Pakistani leaders meeting in London in an effort to resolve the conflict regarding the positon of judges fired by President Musharraf have yet to come to an agreement on how to handle the situation. Musharraf sacked judges last fall who opposed him including the head of the Pakistan Supreme Court. Asif Ali Zardari, widow of the slain Benazir Bhutto, is willing to allow the issue to dominate the current situation confronting his nation but Nawaz Sharif, who heads a key political party in the governing coalition, has made return of the judges a key issue. His goal is removal of Musharraf from the presidency and he believes restoring the judges to power will asisst in gaining that goal.

Zardari is no great supporter of Musharraf was wants to avoid a constitutional crisis that might result if the judges are returned to their former positions and attempts are made by Nawaz Sharif to use the power of the judiciiary to remove the president. At this point, Zardari is willing to allow judges appointed by Musharraf to replace those fired to be allowed to continue in office.

As many Democrats today urge Senator Clinton to step down, so do many Pakistanis urge Musharraf to step down and allow their nation to escape a constituional crisis. We suspect neither will walk away from power.

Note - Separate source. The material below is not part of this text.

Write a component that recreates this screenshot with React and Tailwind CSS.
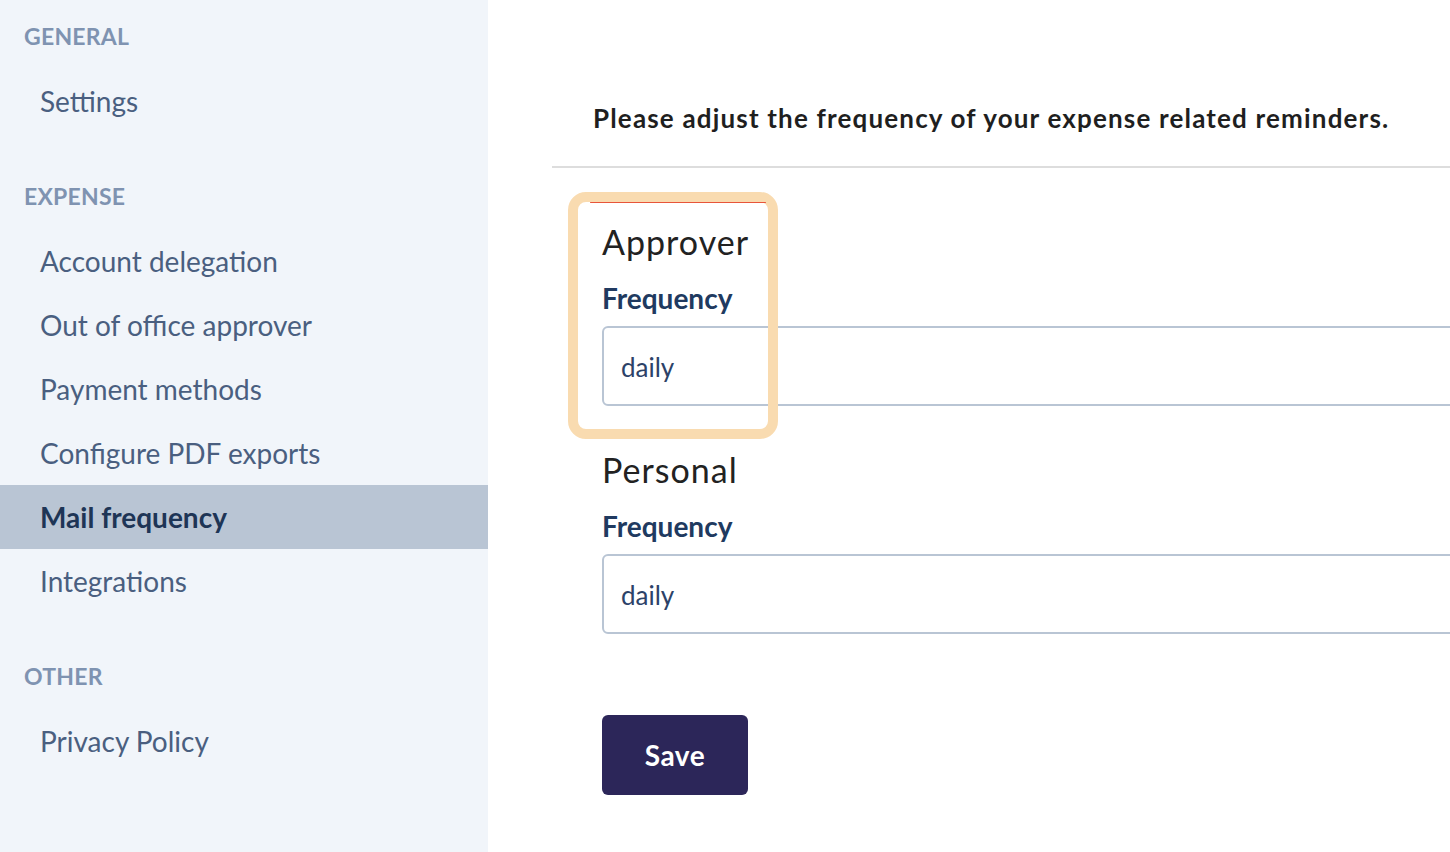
import React from "react";

const font = { fontFamily: "Lato, 'Noto Sans', sans-serif" };

function Section({ label, items, active, last }) {
  return (
    <div className={last ? "" : "mb-[51px]"}>
      <div className="h-6 px-6 text-[23px] leading-6 font-bold uppercase text-[#7f93b1] tracking-[0.01em]">
        {label}
      </div>
      <div className="mt-[21px] flex flex-col">
        {items.map((it) => (
          <div
            key={it}
            className={
              "h-16 flex items-center pl-10 text-[28px] " +
              (it === active
                ? "bg-[#b9c5d4] font-bold text-[#1e3556]"
                : "text-[#4a5f80]")
            }
          >
            {it}
          </div>
        ))}
      </div>
    </div>
  );
}

function Field({ title, value }) {
  return (
    <div className="flex flex-col">
      <div className="text-[34px] leading-[40px] text-[#222222] h-[40px] tracking-[0.03em]">{title}</div>
      <div className="mt-[20px] text-[28px] leading-[32px] font-bold text-[#203a60]">Frequency</div>
      <div className="mt-[12px] h-[80px] w-[900px] border-2 border-[#b9c5d4] rounded-[6px] bg-white flex items-center pl-[17px] pt-[3px] text-[26px] text-[#2c4268]">
        {value}
      </div>
    </div>
  );
}

export default function App() {
  return (
    <div className="w-[1450px] h-[852px] flex overflow-hidden bg-white" style={font}>
      <aside className="w-[488px] shrink-0 h-full bg-[#f1f5fa] pt-6">
        <Section label="General" items={["Settings"]} />
        <Section
          label="Expense"
          items={[
            "Account delegation",
            "Out of office approver",
            "Payment methods",
            "Configure PDF exports",
            "Mail frequency",
            "Integrations",
          ]}
          active="Mail frequency"
        />
        <Section label="Other" items={["Privacy Policy"]} last />
      </aside>
      <main className="flex-1 min-w-0 pl-16 relative">
        <div className="h-[166px] pl-[41px] pt-[101px]">
          <h1 className="text-[26px] leading-[34px] font-bold text-[#1f1f1f] whitespace-nowrap tracking-[0.045em]">
            Please adjust the frequency of your expense related reminders.
          </h1>
        </div>
        <div className="h-[2px] bg-[#dddddd]" />
        <div className="pl-[50px] pt-[54px] flex flex-col">
          <Field title="Approver" value="daily" />
          <div className="mt-[44px]">
            <Field title="Personal" value="daily" />
          </div>
          <button className="mt-[81px] w-[146px] h-[80px] rounded-[6px] bg-[#2c2659] text-white text-[28px] font-bold tracking-[0.02em]">
            Save
          </button>
        </div>
        <div className="absolute left-[80px] top-[192px] w-[210px] h-[247px] border-[10px] border-[#f9dbb0] rounded-[18px] pointer-events-none">
          <div className="absolute left-[12px] right-[2px] top-0 h-[1px] bg-[#e8553a] rounded-full" />
        </div>
      </main>
    </div>
  );
}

Musharraf Accepts Compromise On Judges

During the hectic times of the fall of 2007 when President Musharraf of Pakistan openly challenged his political opponents, the decision to sack sittng supreme court justices antagonized major sectors of his nation. Musharraf apparently has accepted a compromise that restores the judges, increases the power of the prime minister, but also allows the president to come across as a leader making important decisions. He wants to make certain that if he departs from the presidency, it is his decision and his timing for such an occurrence.

Among the host of proposed reforms, appointment of provisional governors would now reside in the hands of the prime minister rather than the president, and the president would have less power in dissolving parliament. At this point a key consideration is allowing Musharraf to maintain his dignity even if a good portion of his power has been diluted.